2011年10月11日

花渕山の雄沼では猫を雨乞いに使った

鳴子温泉郷の名山

鳴子温泉のシンボル的存在である花渕山(984.9m=宮城県大崎市)は、紅葉の名所・鳴子峡の背景の山としておなじみだ。かつてインカレや全日本スキー選手権も行われたスキー場があった(1950年、国設花渕山スキー場としてオープン。鳴子スキー&リゾートを経て経営不振で2002年閉鎖)。スキーブームが続いていた20年ほど前、花立峠から山スキーで縦走して、このスキー場を滑り下りたことがある。下手な山スキーヤーには手強い斜面だった。

当時は、頂上近くの標高820mにある雄沼について、地形図に記されているにも関わらず、気にとめることもなかった。ずっと後になって『鳴子町史 上巻』をめくってみて驚かされた。雨乞いのため猫を生きたまま沼に沈めるという因習があったのだという。隣接する加美郡の薬莱山(553.1m)麓の荒沢の滝でも、雨乞いに死んだ猫を投げ入れるということを、たまたま観光パンフレットで知って謎が深まる。この地方で、なぜ雨乞いに猫なのか。

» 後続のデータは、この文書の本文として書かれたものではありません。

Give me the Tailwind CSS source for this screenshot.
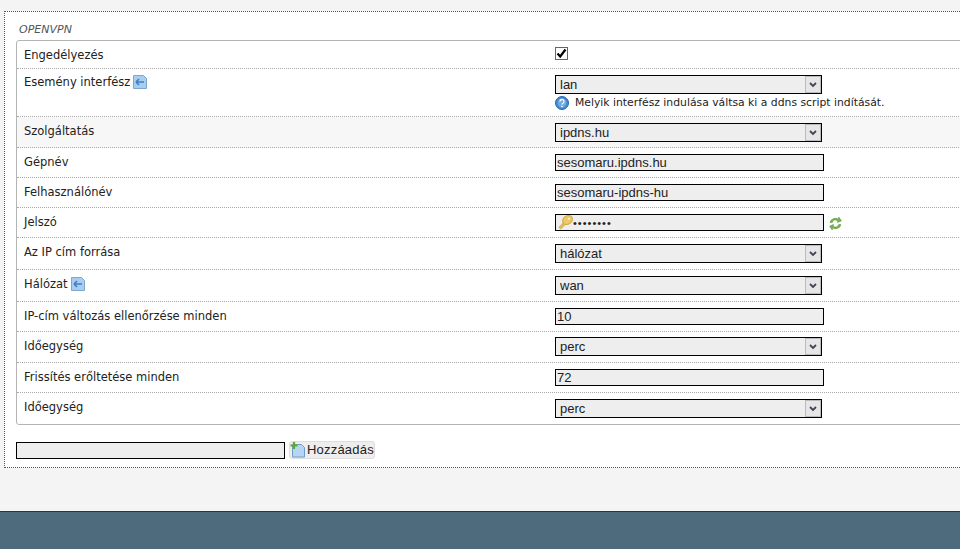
<!DOCTYPE html>
<html lang="en">
<head>
    <meta charset="UTF-8">
    <title>OpenVPN</title>
    <script src="https://cdn.jsdelivr.net/npm/@tailwindcss/browser@4"></script>
</head>
<body class="h-[549px] w-[960px] overflow-hidden bg-[#f4f4f4] font-['DejaVu_Sans',sans-serif] text-[11.5px] text-[#222]">

<div class="h-[511px] pt-[11px] pl-1">
    <!-- the box runs off the right edge of the window -->
    <div class="h-[457px] w-[980px] border border-dotted border-[#555] bg-white pl-[11px] pt-[11px]">
        <h3 class="h-[17px] pl-[3px] text-[11px] leading-[14px] italic text-[#555]">OPENVPN</h3>

        <div class="w-[970px] rounded-[3px] border border-[#b4b4b4]">
            <div class="flex h-[28px] border-b border-dotted border-[#aaa]">
                <div class="w-[538px] pl-[7px] pt-[7px] leading-[14px]">Engedélyezés</div>
                <div class="pt-[6px]">
                    <div class="flex h-[13px] w-[13px] items-center justify-center border border-[#666] bg-white">
                        <svg width="11" height="11" viewBox="0 0 11 11"><path d="M1.500 5.500 4.200 8.500 9.500 1.500" fill="none" stroke="#000" stroke-width="2.200"/></svg>
                    </div>
                </div>
            </div>

            <div class="flex h-[48px] border-b border-dotted border-[#aaa]">
                <div class="flex h-[17px] w-[538px] items-center gap-[3px] pl-[7px] pt-[9px] leading-[14px]">
                    Esemény interfész
                    <svg width="14" height="14" viewBox="0 0 14 14"><path d="M.5.5h10l3 3v10H.5z" fill="#a9cdf0" stroke="#7fa6cc"/><path d="M3 7h8M3 7l3-3M3 7l3 3" fill="none" stroke="#3f7fc0" stroke-width="1.600"/></svg>
                </div>
                <div class="pt-[6px]">
                    <div class="relative h-[19px] w-[267px]">
                        <select class="h-[19px] w-full appearance-none border border-black bg-[#eee] pl-1 font-['Liberation_Sans',sans-serif] text-[13px] leading-[17px] text-[#222]"><option>lan</option></select>
                        <div class="absolute top-px right-px flex h-[17px] w-[16px] items-center justify-center border border-[#bbb] bg-[#e6e6e6]">
                            <svg width="8" height="6" viewBox="0 0 8 6"><path d="M1 1l3 3 3-3" fill="none" stroke="#445" stroke-width="1.800"/></svg>
                        </div>
                    </div>
                    <div class="mt-[1px] flex h-[16px] items-center gap-[6px] text-[10.8px]">
                        <svg width="14" height="14" viewBox="0 0 14 14"><circle cx="7" cy="7" r="6.500" fill="#3f86cf" stroke="#2d68a8"/><circle cx="7" cy="7" r="4.500" fill="#6fa9e2"/><path d="M5 5.500a2 2 0 1 1 3 1.700c-.7.4-1 .7-1 1.400" fill="none" stroke="#fff" stroke-width="1.300"/><rect x="6.300" y="9.800" width="1.400" height="1.400" fill="#fff"/></svg>
                        <span>Melyik interfész indulása váltsa ki a ddns script indítását.</span>
                    </div>
                </div>
            </div>

            <div class="flex h-[31px] border-b border-dotted border-[#aaa] bg-[#f7f7f7]">
                <div class="w-[538px] pl-[7px] pt-[7px] leading-[14px]">Szolgáltatás</div>
                <div class="pt-[6px]">
                    <div class="relative h-[19px] w-[267px]">
                        <select class="h-[19px] w-full appearance-none border border-black bg-[#eee] pl-1 font-['Liberation_Sans',sans-serif] text-[13px] leading-[17px] text-[#222]"><option>ipdns.hu</option></select>
                        <div class="absolute top-px right-px flex h-[17px] w-[16px] items-center justify-center border border-[#bbb] bg-[#e6e6e6]">
                            <svg width="8" height="6" viewBox="0 0 8 6"><path d="M1 1l3 3 3-3" fill="none" stroke="#445" stroke-width="1.800"/></svg>
                        </div>
                    </div>
                </div>
            </div>

            <div class="flex h-[30px] border-b border-dotted border-[#aaa]">
                <div class="w-[538px] pl-[7px] pt-[7px] leading-[14px]">Gépnév</div>
                <div class="pt-[6px]">
                    <input type="text" value="sesomaru.ipdns.hu" class="h-[17px] w-[269px] border border-black bg-[#eee] pl-px font-['Liberation_Sans',sans-serif] text-[13px] leading-[15px] text-[#222]">
                </div>
            </div>

            <div class="flex h-[30px] border-b border-dotted border-[#aaa]">
                <div class="w-[538px] pl-[7px] pt-[7px] leading-[14px]">Felhasználónév</div>
                <div class="pt-[6px]">
                    <input type="text" value="sesomaru-ipdns-hu" class="h-[17px] w-[269px] border border-black bg-[#eee] pl-px font-['Liberation_Sans',sans-serif] text-[13px] leading-[15px] text-[#222]">
                </div>
            </div>

            <div class="flex h-[30px] border-b border-dotted border-[#aaa]">
                <div class="w-[538px] pl-[7px] pt-[7px] leading-[14px]">Jelszó</div>
                <div class="flex gap-[5px] pt-[6px]">
                    <div class="relative h-[17px] w-[269px]">
                        <input type="password" value="12345678" class="h-[17px] w-full border border-black bg-[#eee] pl-[17px] font-['Liberation_Sans',sans-serif] text-[11px] tracking-[1px] text-[#222]">
                        <svg class="absolute top-[1px] left-[2px]" width="16" height="16" viewBox="0 0 16 16"><path d="M2.500 13.500 8 8" stroke="#e0bb5c" stroke-width="3.600"/><ellipse cx="10.500" cy="5" rx="5.200" ry="4.200" transform="rotate(-35 10.500 5)" fill="#eec964" stroke="#cfa848"/><circle cx="12" cy="3.800" r="1.100" fill="#fff3c4"/></svg>
                    </div>
                    <svg class="mt-[2px]" width="13" height="15" viewBox="0 0 12 14"><path d="M1 6a5 4 0 0 1 8-3V1l2.500 3.500L8 6V4.500A3 3 0 0 0 3 6z" fill="#7cb84a" stroke="#4f8a2a" stroke-width=".5"/><path d="M11 8a5 4 0 0 1-8 3v2L.5 9.500 4 8v1.500A3 3 0 0 0 9 8z" fill="#7cb84a" stroke="#4f8a2a" stroke-width=".5"/></svg>
                </div>
            </div>

            <div class="flex h-[32px] border-b border-dotted border-[#aaa]">
                <div class="w-[538px] pl-[7px] pt-[7px] leading-[14px]">Az IP cím forrása</div>
                <div class="pt-[6px]">
                    <div class="relative h-[19px] w-[267px]">
                        <select class="h-[19px] w-full appearance-none border border-black bg-[#eee] pl-1 font-['Liberation_Sans',sans-serif] text-[13px] leading-[17px] text-[#222]"><option>hálózat</option></select>
                        <div class="absolute top-px right-px flex h-[17px] w-[16px] items-center justify-center border border-[#bbb] bg-[#e6e6e6]">
                            <svg width="8" height="6" viewBox="0 0 8 6"><path d="M1 1l3 3 3-3" fill="none" stroke="#445" stroke-width="1.800"/></svg>
                        </div>
                    </div>
                </div>
            </div>

            <div class="flex h-[32px] border-b border-dotted border-[#aaa]">
                <div class="flex h-[14px] w-[538px] items-center gap-[3px] pl-[7px] pt-[13px] leading-[14px]">
                    Hálózat
                    <svg width="14" height="14" viewBox="0 0 14 14"><path d="M.5.5h10l3 3v10H.5z" fill="#a9cdf0" stroke="#7fa6cc"/><path d="M3 7h8M3 7l3-3M3 7l3 3" fill="none" stroke="#3f7fc0" stroke-width="1.600"/></svg>
                </div>
                <div class="pt-[6px]">
                    <div class="relative h-[19px] w-[267px]">
                        <select class="h-[19px] w-full appearance-none border border-black bg-[#eee] pl-1 font-['Liberation_Sans',sans-serif] text-[13px] leading-[17px] text-[#222]"><option>wan</option></select>
                        <div class="absolute top-px right-px flex h-[17px] w-[16px] items-center justify-center border border-[#bbb] bg-[#e6e6e6]">
                            <svg width="8" height="6" viewBox="0 0 8 6"><path d="M1 1l3 3 3-3" fill="none" stroke="#445" stroke-width="1.800"/></svg>
                        </div>
                    </div>
                </div>
            </div>

            <div class="flex h-[30px] border-b border-dotted border-[#aaa]">
                <div class="w-[538px] pl-[7px] pt-[7px] leading-[14px]">IP-cím változás ellenőrzése minden</div>
                <div class="pt-[6px]">
                    <input type="text" value="10" class="h-[17px] w-[269px] border border-black bg-[#eee] pl-px font-['Liberation_Sans',sans-serif] text-[13px] leading-[15px] text-[#222]">
                </div>
            </div>

            <div class="flex h-[31px] border-b border-dotted border-[#aaa]">
                <div class="w-[538px] pl-[7px] pt-[7px] leading-[14px]">Időegység</div>
                <div class="pt-[5px]">
                    <div class="relative h-[19px] w-[267px]">
                        <select class="h-[19px] w-full appearance-none border border-black bg-[#eee] pl-1 font-['Liberation_Sans',sans-serif] text-[13px] leading-[17px] text-[#222]"><option>perc</option></select>
                        <div class="absolute top-px right-px flex h-[17px] w-[16px] items-center justify-center border border-[#bbb] bg-[#e6e6e6]">
                            <svg width="8" height="6" viewBox="0 0 8 6"><path d="M1 1l3 3 3-3" fill="none" stroke="#445" stroke-width="1.800"/></svg>
                        </div>
                    </div>
                </div>
            </div>

            <div class="flex h-[30px] border-b border-dotted border-[#aaa]">
                <div class="w-[538px] pl-[7px] pt-[7px] leading-[14px]">Frissítés erőltetése minden</div>
                <div class="pt-[6px]">
                    <input type="text" value="72" class="h-[17px] w-[269px] border border-black bg-[#eee] pl-px font-['Liberation_Sans',sans-serif] text-[13px] leading-[15px] text-[#222]">
                </div>
            </div>

            <div class="flex h-[31px]">
                <div class="w-[538px] pl-[7px] pt-[7px] leading-[14px]">Időegység</div>
                <div class="pt-[6px]">
                    <div class="relative h-[19px] w-[267px]">
                        <select class="h-[19px] w-full appearance-none border border-black bg-[#eee] pl-1 font-['Liberation_Sans',sans-serif] text-[13px] leading-[17px] text-[#222]"><option>perc</option></select>
                        <div class="absolute top-px right-px flex h-[17px] w-[16px] items-center justify-center border border-[#bbb] bg-[#e6e6e6]">
                            <svg width="8" height="6" viewBox="0 0 8 6"><path d="M1 1l3 3 3-3" fill="none" stroke="#445" stroke-width="1.800"/></svg>
                        </div>
                    </div>
                </div>
            </div>
        </div>

        <div class="mt-[16px] flex items-center gap-[4px]">
            <input type="text" class="h-[17px] w-[269px] border border-black bg-[#eee]">
            <button class="flex h-[18px] w-[86px] items-center rounded-[3px] border border-[#ddd] bg-[#eee] font-['Liberation_Sans',sans-serif] text-[13px] tracking-[0.2px] text-[#222]">
                <svg width="16" height="16" viewBox="0 0 16 16"><path d="M2.500 2.500h9l3 3v9.500h-12z" fill="#b5d5f2" stroke="#6f9cc4"/><path d="M4 0v7M.5 3.500h7" stroke="#5da832" stroke-width="2.200"/></svg>
                <span class="ml-px">Hozzáadás</span>
            </button>
        </div>
    </div>
</div>

<div class="h-[38px] border-t border-[#333] bg-[#4d6b7c]"></div>

</body>
</html>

沼や滝壺の水神を怒らせて雨を降らせる手段として、牛の首を投げ入れたり、小便をしたり、いろいろあるのだが、宮城県北地方では猫を利用する雨乞いが二例もあるというのは偶然だろうか。大崎耕土といわれ、ササニシキを生んだ豊かな稲作地域でも、かつては水不足に悩まされることがあったのだろうか。

閉鎖されたスキー場と見事なブナ林

三連休中日の10月9日、閉鎖されて10年近い鳴子スキー場を登り、雄沼を目指す。地元の人は、鬼首スキー場のテレキャビンを利用して鍋倉山から花渕山を往復するのが一般的らしい。「面白うてやがて哀しきスキーかな」と揺れるススキが語りかける。いま全国のスキー場が経営不振にあえぎ、引き受け手がなければ閉鎖に追い込まれている。

ススキが伸び放題のゲレンデ跡

それでも、いったん登山道がスキー場からそれればブナ林が広がっていた。ゴンドラ終点のビッキハウスから尾根左斜面に入ると、さらに見事なブナ林となった。登山道にクマの糞があり、雄沼付近は気が抜けないと警戒する。

見事なブナ林の道

立派な龍神の祠

右手の小尾根に上がると、左眼下に雄沼がブナの樹間から垣間見えた。クマ除けに大きな声を上げると、湖面に吸い込まれるように響いた。沼のほとりには立派な龍神(水神)の祠があった。たび重なる大地震で屋根が落ちたとの情報もあったが、しっかりと修復されていた。数人がかりでないと持ち上げられない重さだ。雨乞いの風習は戦後も続けられたというが、地元の信仰心の厚さが見てとれる。

深閑とした雰囲気の雄沼

立派な龍神様

通信施設のある頂上は展望はなく、そのまま北上して大柴山(1083.2m)から鍋倉山(1094m)まで縦走したくなり、いったん向かいかけた。しかし、鬼首スキー場に下りても、バス便がさだかでなく思いとどまる。予定通り往路を戻り、もういちど雄沼の龍神でしばし憩うことにした。


鳴子温泉を見下ろす。左上のポッコリした山が薬莱山

ゲレンデ跡を下る途中、左手南東方向に加美富士とも呼ばれる薬莱山が端正な姿を見せていた。薬莱山も登るつもりだったが、前日8日は山形県の肘折温泉付近をうろついて時間をつぶしてしまったので中止に。急きょ思いついた大蔵村の猫岳(977m)偵察は思うようにいかなかった。肘折温泉は遠く、しかし懐かしかった。村山葉山〜肘折温泉~念仏ヶ原〜月山〜朝日連峰(天狗角力取山~オツボ峰~大鳥池~以東岳~大朝日岳)〜長井葉山へと10日間の合宿をしたのは37年も前のこと。

鳴子公園付近からの花渕山(右のピーク)
なお、鳴子峡は震災の影響で、渓谷沿いの遊歩道は通行禁止となっていた。紅葉の見頃まで1週間早かったようだ。